Empat Keanehan Impor Beras Di Mata Fadli Zon

Eramuslim.com – Ketua Umum Dewan Pimpinan Nasional (DPN) Himpunan Kerukunan Tani Indonesia (HKTI) Fadli Zon mengatakan, rencana pemerintah mengimpor 500 ribu ton beras pada akhir Januari 2018 mengandung empat keanehan. Tindakan ini juga dianggap menyakiti petani.

“Saya melihat kebijakan impor beras ini sangat aneh. Pernyataan pemerintah tidak ada yang sinkron satu sama lain,” ujar Plt Ketua DPR RI itu kepada wartawan di Jakarta, Minggu (14/01/2018).

Setidaknya, lanjut dia, ada empat keanehan di balik rencana impor tersebut.

Pertama, Kementerian Pertanian hingga saat ini masih mengklaim Januari 2018 mengalami surplus beras sebesar 329 ribu ton. Bahkan, kata Fadli, dengan mengacu data BPS, Kementan menyatakan bahwa sepanjang 2017 produksi beras mencapai 2,8 juta ton, sementara tingkat konsumsi kita sekitar 2,5 juta ton.

“Jika angka-angka ini benar, kita seharusnya memang surplus beras. Namun anehnya harga beras di pasar justru terus naik,” ujar Waketum Gerindra itu.

Kedua, pemerintah menyebut kelangkaan beras terjadi pada golongan beras medium, yang selama ini dikonsumsi oleh kalangan menengah. Namun izin impor yang diterbitkan Kementerian Perdagangan malah untuk beras premium.

“Ini kan tidak nyambung. Yang dianggap masalah adanya dimana, tapi penyelesaiannya entah ke mana,” sindir Fadli.

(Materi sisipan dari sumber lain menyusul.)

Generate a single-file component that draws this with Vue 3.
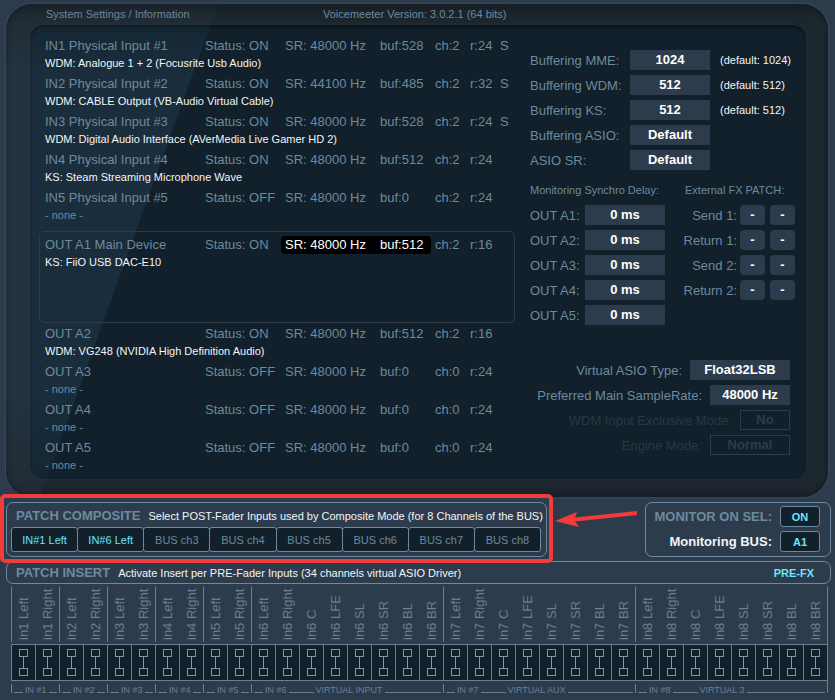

Keanehan ketiga, pemerintah berdalih impor beras bulan ini untuk menstabilkan harga, yang artinya untuk keperluan umum.

“Nah, sesuai ketentuan yang berlaku, termasuk Permendag No. 1/2018, yang disusun untuk melegitimasi impor beras ini, izin impor untuk keperluan umum hanya dapat dilakukan oleh Bulog. Silakan baca Pasal 16 Permendag No. 1/2018. Nah, ini Menteri Perdagangan malah memberikan izinnya ke perusahaan lain,” ungkapnya.

Dan keanehan keempat, izin impor dikeluarkan pemerintah persis pada saat petani sedang menghadapi musim panen.

“Bagi saya, empat keanehan itu sudah lebih dari cukup membuktikan pemerintah selama ini memang tidak transparan dalam mengelola kebijakan pangan,” tandasnya.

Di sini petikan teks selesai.